More About the Kernel Thomas

Mark Goodacre has posted a series of fabulous questions about the Kernel Thomas that I would like to respond to in this post.

Mark Goodacre
In what way is "Kernel Thomas" appropriately labelled Kernel Thomas? In other words, what is it about this hypothetical collection of sayings that makes it Thomasine? The character Thomas appears in the Incipit and Logion 13, but both of these are among DeConick's accretions. Looking at the character of the accretions, it is also clear that Kernel Thomas is a different kind of entity from the Gospel of Thomas, which focuses the question further.
My response
I use the expression Kernel Thomas only in practical terms, to refer to that text which became the Gospel of Thomas. It is not used by me to indicate a theological orientation that we call "Thomasine." By the way, I do not understand the Thomasine theological orientation to be unique or derivative of a church who only uses the Gospel of Thomas. The theology represents early Syrian Christianity, and is most likely associated with Edessian Christians. They did not just produce the Gospel of Thomas, or know only it. They produced and knew many other pieces of early Christian literature including other gospels.
Mark Goodacre
How do we know that the author or community producing the Gospel of Thomas was directly continuous with the author or community who used Kernel Thomas as their storage site for Jesus' sayings? Could it be that the Gospel of Thomas author or community had no direct relationship with the author or community behind Kernel Thomas?
My response
My analysis of the content of the earliest sayings, the Kernel, suggests to me that the Kernel came from the Jerusalem mission. I don't ever argue for a continuity of communities - that the Kernel and the Gospel of Thomas were created by the same group of people. The Kernel looks to me to have been produced in Jerusalem. Somehow it got to Edessa. I think this most likely happened as the result of mission work from Jerusalem, but there may be other possibilities. The Christians in Edessa develop the text. The text reflects shifts in Christianity there, so it reflects an ever-changing community of Christians and the issues that they faced. This is what I mean by dynamic growth. One group of people have not controlled everything that happened to this text.

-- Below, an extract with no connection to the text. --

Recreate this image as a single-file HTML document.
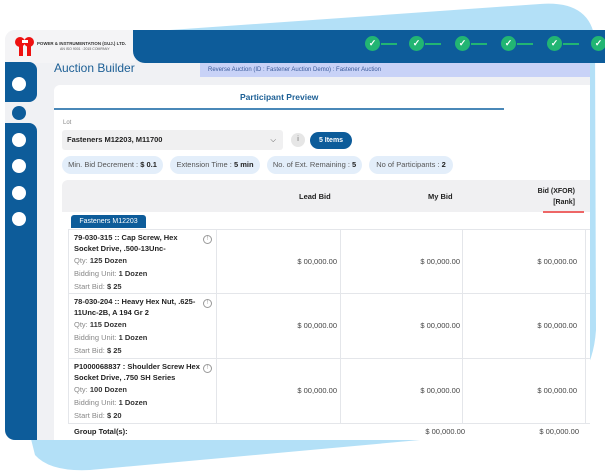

Even within the Thomasine (or better?: Edessian) community there were shifts and changes in membership and orientation. I tried to get this across in terms of the gradual accrual of the accretions, and the shift in hermeneutics that I see taking place in this accretive material.
Mark Goodacre
Is Kernel Thomas the core of the Gospel of Thomas in the same way that the Gospel of Mark is the core of the Gospel of Matthew? Or to put it another way, would we be content with thinking of the Gospel of Mark as "Kernel Matthew"?
My response
I rather like this comparison, although I would be afraid that the analogy would be taken too far by other scholars, especially in terms of what the consensus view is about the composition of Matthew as a literary assimilation and redaction of written sources. This is exactly the model of production that I am arguing against. My model is one in which oral consciousness dominated the production - which is not the same thing as saying that I think its creation relied solely on oral sources or orality. This would be a total misunderstanding of my position. I argue quite loudly for a rhetorical model, for an organic process of written and oral texts moving in and out of oration, and for the setting down of what was significant in writing so that it could be preserved.